▸ Work to do: Leaving out the pictures, retype the lines from the beginning of the listing through the line containing "h-screen overflow-hidden bg-[#f2f3f8]".

** start **

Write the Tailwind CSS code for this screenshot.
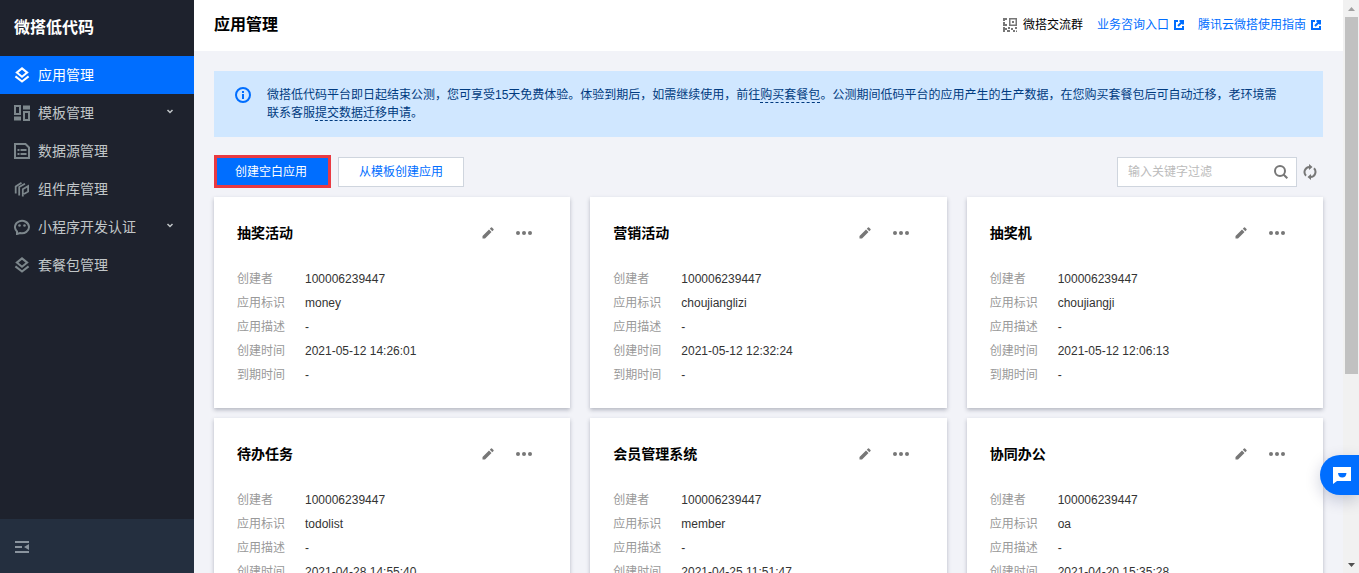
<!DOCTYPE html>
<html lang="zh-CN">
<head>
<meta charset="utf-8">
<meta name="viewport" content="width=device-width, initial-scale=1">
<title>应用管理</title>
<script src="https://cdn.jsdelivr.net/npm/@tailwindcss/browser@4"></script>
</head>
<body class="flex h-screen overflow-hidden bg-[#f2f3f8] font-['Liberation_Sans','Noto_Sans_CJK_SC',sans-serif] text-xs text-black">

<svg class="hidden" aria-hidden="true">
  <symbol id="layers" viewBox="0 0 16 16"><path d="M8 1.4 13.2 5.6 8 9.8 2.800 5.6Z M1.4 9.4 8 14.6 14.6 9.4" fill="none" stroke="currentColor" stroke-width="2"/></symbol>
  <symbol id="chevron" viewBox="0 0 8 8"><path d="M1.500 2 4 4.500 6.500 2" fill="none" stroke="currentColor" stroke-width="1.5"/></symbol>
  <symbol id="external" viewBox="0 0 10 10"><path d="M4 1H1V9H9V6M5.5 1H9V4.5M9 1 4 6" fill="none" stroke="currentColor" stroke-width="2"/></symbol>
  <symbol id="pencil" viewBox="0 0 12 12"><path d="M.5 11.5V9L7 2.5 9.5 5 3 11.500ZM7.800 1.700 9 .5Q9.500 0 10 .5L11.500 2Q12 2.500 11.500 3L10.300 4.200Z" fill="currentColor"/></symbol>
  <symbol id="dots" viewBox="0 0 16 4"><g fill="currentColor"><circle cx="2" cy="2" r="2"/><circle cx="8" cy="2" r="2"/><circle cx="14" cy="2" r="2"/></g></symbol>
</svg>

<aside class="flex w-[194px] shrink-0 flex-col bg-[#1e222d]">
  <div class="flex h-14 items-center px-3.5 text-base font-bold text-white">微搭低代码</div>
  <nav class="flex flex-1 flex-col text-sm text-[#c1c6c8]">
    <a href="#" class="flex h-[38px] items-center gap-2 bg-[#006eff] px-3.5 text-white" aria-current="page">
      <svg class="size-4"><use href="#layers"/></svg>应用管理</a>
    <a href="#" class="flex h-[38px] items-center gap-2 px-3.5">
      <svg class="size-4 text-[#7d878c]" viewBox="0 0 16 16" fill="none" stroke="currentColor" stroke-width="2"><path d="M1 1H6V9H1ZM10 7H15V15H10Z"/><path d="M9 2.500H16M0 13.500H7" stroke-width="4"/></svg>模板管理
      <svg class="mr-1.5 mb-0.5 ml-auto size-2"><use href="#chevron"/></svg></a>
    <a href="#" class="flex h-[38px] items-center gap-2 px-3.5">
      <svg class="size-4 text-[#7d878c]" viewBox="0 0 16 16" fill="none" stroke="currentColor" stroke-width="2"><path d="M1 1H11.500L15 4.500V15H1Z"/><path d="M3.500 7H5.500M6.500 7H12.500M3.500 11H5.500M6.500 11H12.500"/></svg>数据源管理</a>
    <a href="#" class="flex h-[38px] items-center gap-2 px-3.5">
      <svg class="size-4 text-[#7d878c]" viewBox="0 0 16 16" fill="none" stroke="currentColor" stroke-width="1.800"><path d="M1.700 12.500V5.600L7.500 1.800M5.200 14.500V6L11 2.800M8.800 15.500V8.200L14.100 5V10.600L10 13"/></svg>组件库管理</a>
    <a href="#" class="flex h-[38px] items-center gap-2 px-3.5">
      <svg class="size-4 text-[#7d878c]" viewBox="0 0 16 16"><path d="M3 15V12.400A7 6.200 0 1 1 6 14Z" fill="none" stroke="currentColor" stroke-width="2"/><circle cx="5.500" cy="6.500" r="1.300" fill="currentColor"/><circle cx="10.500" cy="6.500" r="1.300" fill="currentColor"/></svg>小程序开发认证
      <svg class="mr-1.5 mb-0.5 ml-auto size-2"><use href="#chevron"/></svg></a>
    <a href="#" class="flex h-[38px] items-center gap-2 px-3.5">
      <svg class="size-4 text-[#7d878c]"><use href="#layers"/></svg>套餐包管理</a>
  </nav>
  <div class="flex h-[54px] items-center bg-[#242f3f] px-[15px] pt-0.5">
    <button type="button" aria-label="收起菜单" class="text-[#8a949e]"><svg class="h-3 w-3.5" viewBox="0 0 14 12" fill="currentColor"><path d="M0 0H14V2H0ZM0 5H7V7H0ZM0 10H14V12H0ZM14 3V9L9 6Z"/></svg></button>
  </div>
</aside>

<div class="flex min-w-0 flex-1 flex-col">
  <header class="flex h-[51px] shrink-0 items-center justify-between bg-white pr-[22px] pb-0.5 pl-5">
    <h1 class="text-base font-bold">应用管理</h1>
    <div class="flex items-center gap-3.5 text-[#006eff]">
      <span class="flex items-center gap-1.5 text-black">
        <svg class="size-3.5 text-[#777]" viewBox="0 0 14 14" fill="currentColor"><path d="M0 0H4V2H2V3H0ZM0 4H2V6H4V8H0ZM6 0H14V8H6ZM7.500 1.500V6.500H12.500V1.500ZM9 3H11V5H9ZM0 9H2V10H4V12H2V14H0ZM5 9H7V11H5ZM8 10H10V12H8ZM12 9H14V11H12ZM4 12H7V14H4ZM10 12H12V14H10ZM13 12.500H14V14H13Z"/></svg>微搭交流群</span>
      <a href="#" class="flex items-center gap-[5px]">业务咨询入口<svg class="size-2.5"><use href="#external"/></svg></a>
      <a href="#" class="flex items-center gap-[5px]">腾讯云微搭使用指南<svg class="size-2.5"><use href="#external"/></svg></a>
    </div>
  </header>

  <main class="min-h-0 flex-1 overflow-hidden p-5">
    <div class="flex gap-4 bg-[#d0e7ff] pt-[15px] pr-10 pb-[15px] pl-[21px] text-[#003b80]">
      <svg class="mt-px size-4 shrink-0 text-[#006eff]" viewBox="0 0 16 16"><circle cx="8" cy="8" r="7" fill="none" stroke="currentColor" stroke-width="2"/><path d="M7 4H9V6H7ZM7 7H9V12H7Z" fill="currentColor"/></svg>
      <p class="leading-[18px]">微搭低代码平台即日起结束公测，您可享受15天免费体验。体验到期后，如需继续使用，前往<a href="#" class="border-b border-dashed border-[#003b80]">购买套餐包</a>。公测期间低码平台的应用产生的生产数据，在您购买套餐包后可自动迁移，老环境需联系客服<a href="#" class="border-b border-dashed border-[#003b80]">提交数据迁移申请</a>。</p>
    </div>

    <div class="mt-[18px] mb-[9px] flex items-center">
      <button type="button" class="h-[33px] border-3 border-[#e93a42] bg-[#006eff] pr-[21px] pl-[18px] text-white">创建空白应用</button>
      <button type="button" class="ml-[7px] h-[30px] border border-[#cfd5de] bg-white px-5 text-[#006eff]">从模板创建应用</button>
      <div class="ml-auto flex h-[30px] w-[180px] items-center border border-[#cfd5de] bg-white px-2">
        <input type="text" aria-label="输入关键字过滤" placeholder="输入关键字过滤" class="min-w-0 flex-1 px-0.5 outline-none placeholder:text-[#bbb]">
        <button type="button" aria-label="搜索" class="text-[#777]"><svg class="size-3.5" viewBox="0 0 14 14" fill="none" stroke="currentColor" stroke-width="2"><circle cx="6" cy="6" r="5"/><path d="M9.500 9.500 13.300 13.300"/></svg></button>
      </div>
      <button type="button" aria-label="刷新" class="mr-1.5 ml-1.5 text-[#777]"><svg class="h-4 w-3.5" viewBox="0 0 14 16"><path d="M3 11.700A5.200 5.200 0 0 1 6.500 2.900M11 4.300A5.200 5.200 0 0 1 7.500 13.100" fill="none" stroke="currentColor" stroke-width="2"/><path d="M6 0 9.500 3 6 6ZM8 10V16L4.500 13Z" fill="currentColor"/></svg></button>
    </div>

    <div id="apps" class="grid grid-cols-3 gap-x-5 gap-y-2.5"></div>
  </main>
</div>

<div class="flex w-4 shrink-0 flex-col items-center justify-between bg-[#f1f1f1] pb-1.5" aria-hidden="true">
  <svg class="mt-[7px] h-1 w-[7px] shrink-0 text-[#a0a0a0]" viewBox="0 0 7 4"><path d="M0 4 3.500 0 7 4Z" fill="currentColor"/></svg>
  <div class="mt-1.5 mb-auto h-[63%] w-[13px] bg-[#c1c1c1]"></div>
  <svg class="h-1 w-[7px] shrink-0 text-[#505050]" viewBox="0 0 7 4"><path d="M0 0H7L3.500 4Z" fill="currentColor"/></svg>
</div>

<button type="button" aria-label="在线咨询" class="fixed right-0 bottom-[78px] flex h-10 items-center rounded-l-full bg-[#006eff] pr-2 pl-[13px] text-white shadow-[0_5px_16px_rgba(0,20,80,0.2)]">
  <svg class="h-[17px] w-[18px]" viewBox="0 0 18 17"><path d="M0 0H18V14H4L0 17Z" fill="currentColor"/><path d="M5 6H13.500Q13 10.500 9.250 10.500T5 6Z" fill="#006eff"/></svg>
</button>

<script>
const apps = [
  ['抽奖活动', 'money', '2021-05-12 14:26:01'],
  ['营销活动', 'choujianglizi', '2021-05-12 12:32:24'],
  ['抽奖机', 'choujiangji', '2021-05-12 12:06:13'],
  ['待办任务', 'todolist', '2021-04-28 14:55:40'],
  ['会员管理系统', 'member', '2021-04-25 11:51:47'],
  ['协同办公', 'oa', '2021-04-20 15:35:28'],
];
document.getElementById('apps').innerHTML = apps.map(([name, key, created]) => `
  <article class="bg-white px-[23px] pt-6 pb-[21px] shadow-[0_2px_4px_rgba(54,58,80,0.32)]">
    <div class="flex h-6 items-center pr-[15px] text-[#777]">
      <h2 class="mr-auto text-sm font-bold text-black">${name}</h2>
      <button type="button" aria-label="编辑"><svg class="size-3"><use href="#pencil"/></svg></button>
      <button type="button" aria-label="更多" class="ml-[22px]"><svg class="h-1 w-4"><use href="#dots"/></svg></button>
    </div>
    <dl class="mt-[22px] grid grid-cols-[68px_1fr] leading-6 text-[#333]">
      ${[['创建者', '100006239447'], ['应用标识', key], ['应用描述', '-'], ['创建时间', created], ['到期时间', '-']]
        .map(([label, value]) => `<dt class="text-[#999]">${label}</dt><dd>${value}</dd>`).join('')}
    </dl>
  </article>`).join('');
</script>
</body>
</html>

** end **

▸ Solution to the problem:
Write the Tailwind CSS code for this screenshot.
<!DOCTYPE html>
<html lang="zh-CN">
<head>
<meta charset="utf-8">
<meta name="viewport" content="width=device-width, initial-scale=1">
<title>应用管理</title>
<script src="https://cdn.jsdelivr.net/npm/@tailwindcss/browser@4"></script>
</head>
<body class="flex h-screen overflow-hidden bg-[#f2f3f8] font-['Liberation_Sans','Noto_Sans_CJK_SC',sans-serif] text-xs text-black">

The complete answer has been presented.